1975. In Rome, Claude Lanzmann filmed a series of interviews with Benjamin Murmelstein, the last President of the Jewish Council of Elders in the Theresienstadt ghetto in Czechoslovakia, the only "Jewish elder" (according to Nazi terminology) not to have been killed during the war. A rabbi in Vienna, following the annexation of Austria by Germany in 1938 Murmelstein fought bitterly with Adolf Eichmann, week after week for seven years, managing to help around 121,000 Jews leave the country, and preventing the liquidation of the ghetto.

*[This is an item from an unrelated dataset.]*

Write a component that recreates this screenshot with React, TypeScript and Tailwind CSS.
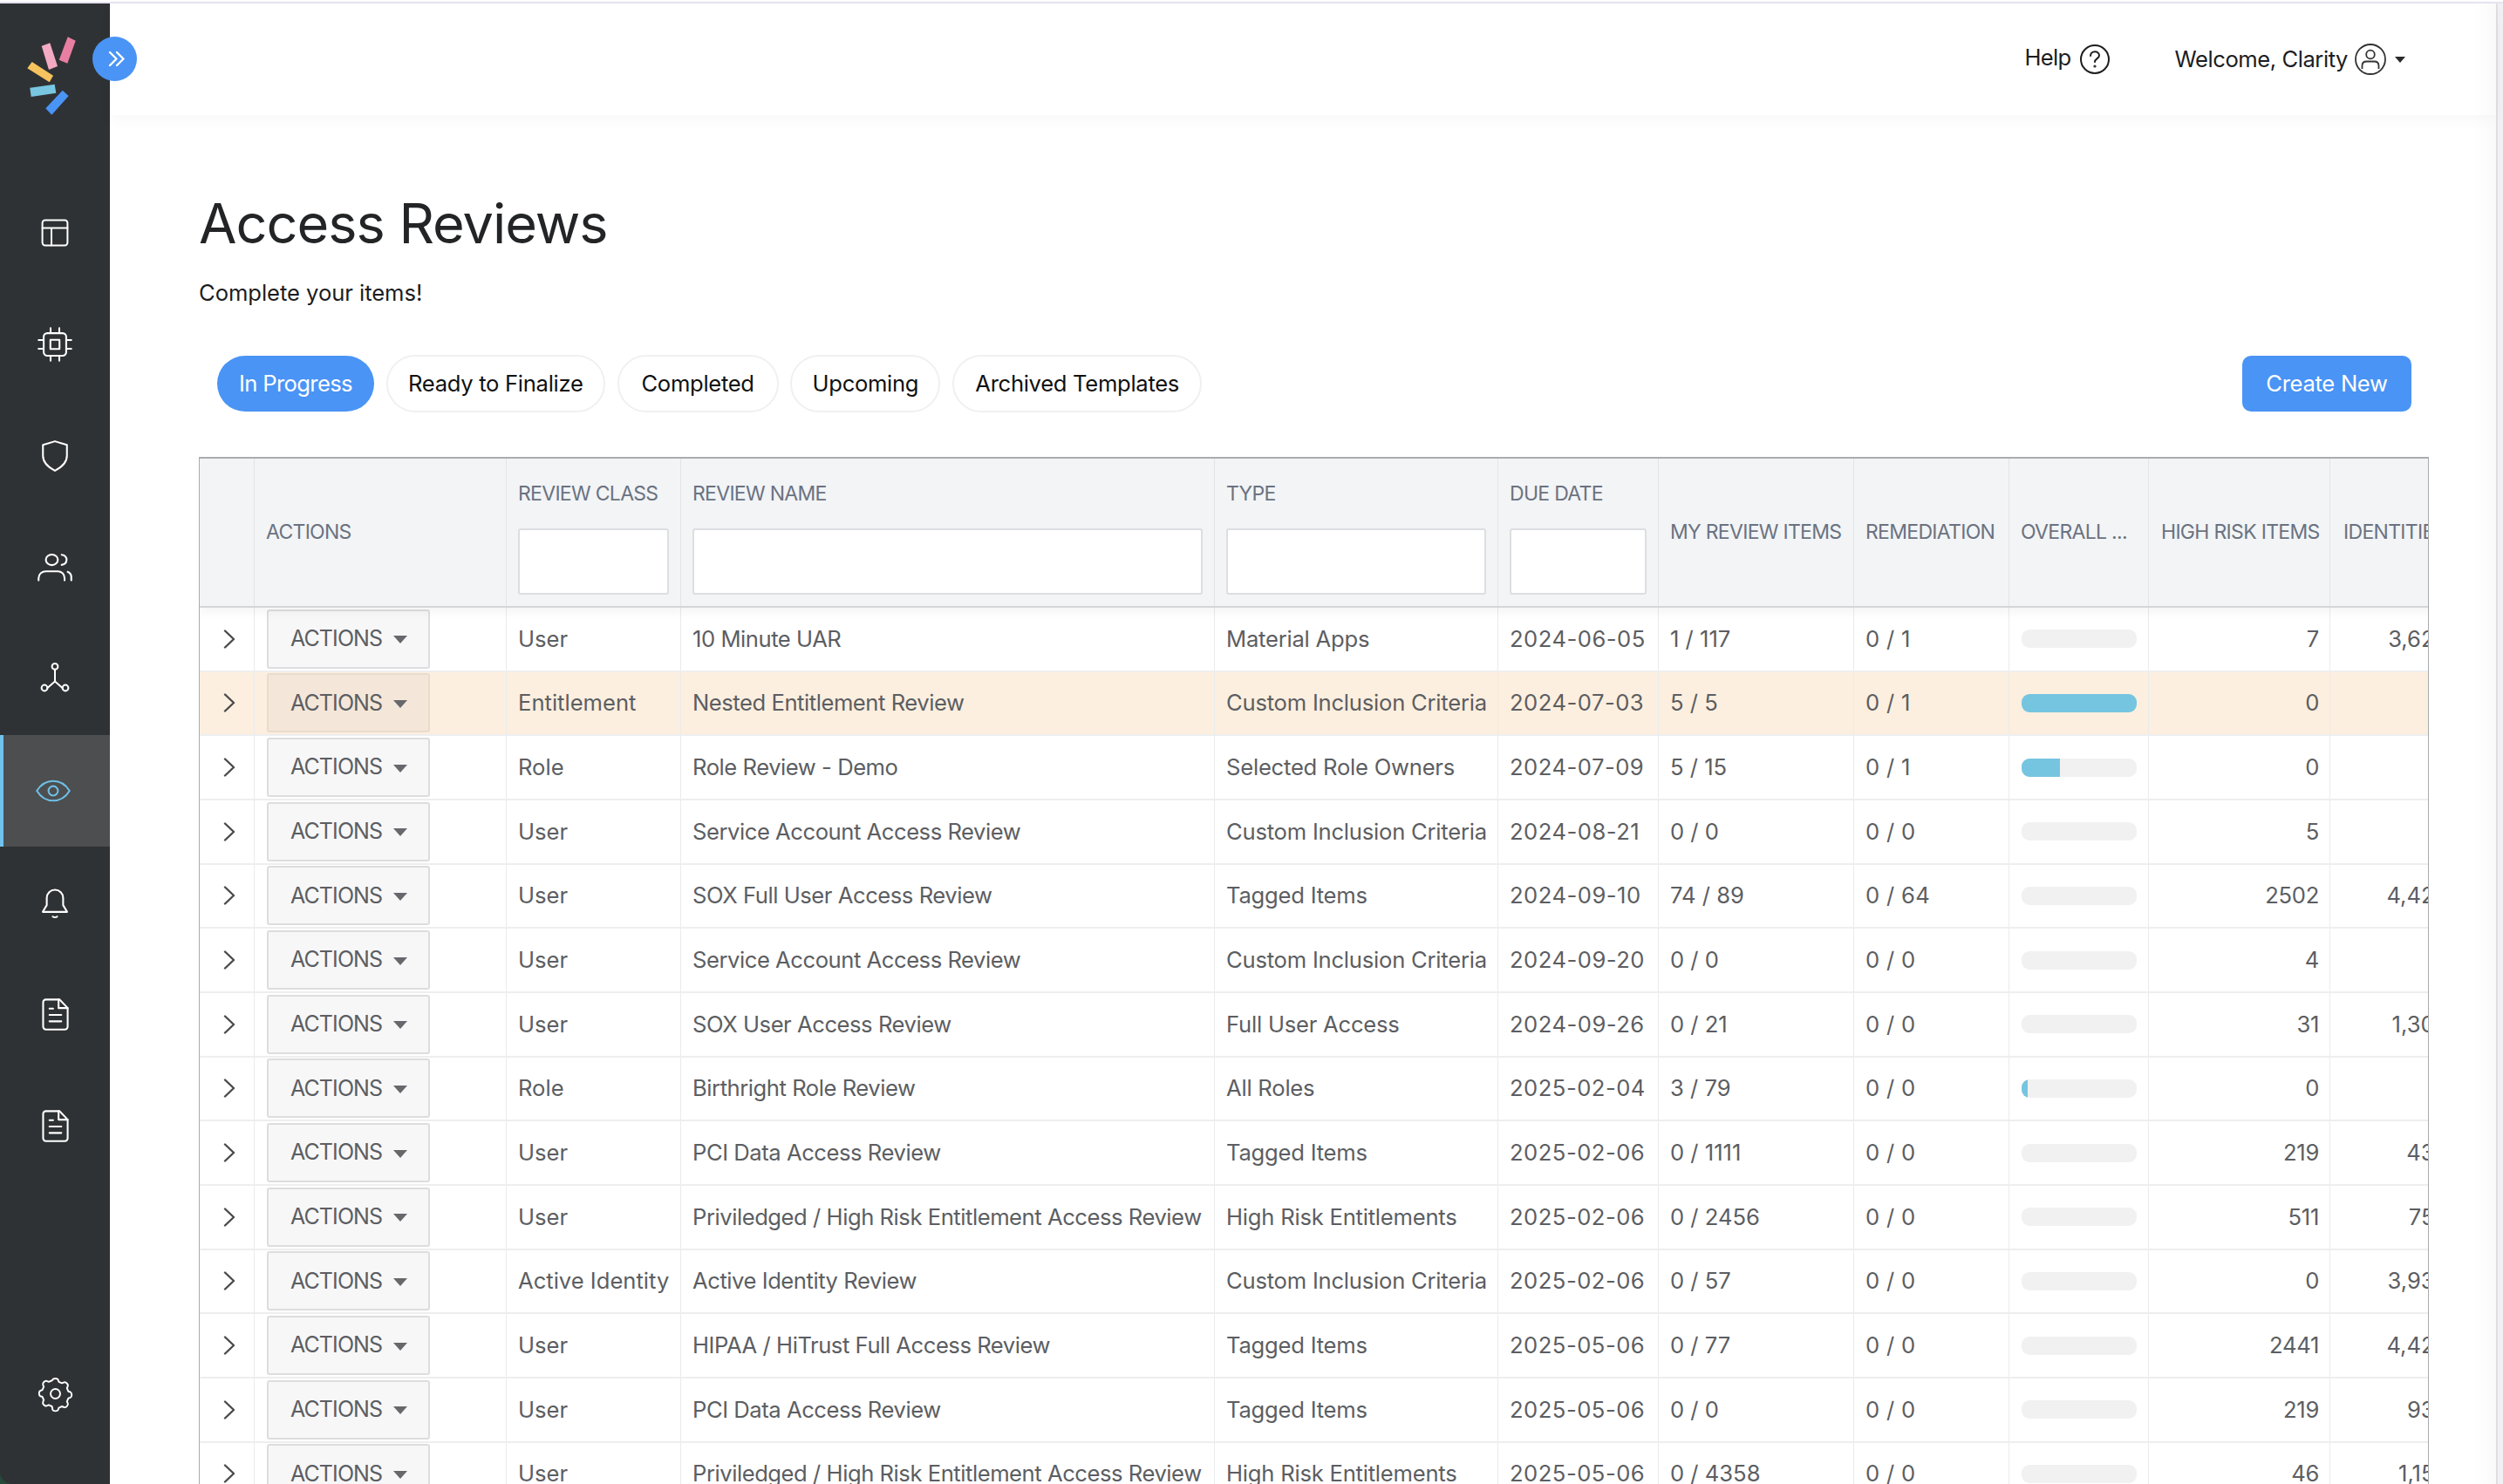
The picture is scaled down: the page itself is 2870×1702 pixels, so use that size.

2012. Claude Lanzmann, at 87, exhumes these interviews from Rome, returning to Theresienstadt, the town "given to the Jews by Hitler", a so-called model ghetto, but a deceitful ghetto chosen by Eichmann to dupe the world. We discover the extraordinary personality of Benjamin Murmelstein: a man blessed with a dazzling intelligence and a certain courage which, along with an unrivaled memory, makes him a wonderfully wry, sardonic and authentic storyteller.
Through the various periods, from Nisko in Poland to Theresienstadt, and from Vienna to Rome, the film provides an unprecedented insight into the genesis of the Final Solution. It also reveals the true face of Eichmann, and exposes without artifice the savage contradictions of the Jewish Councils.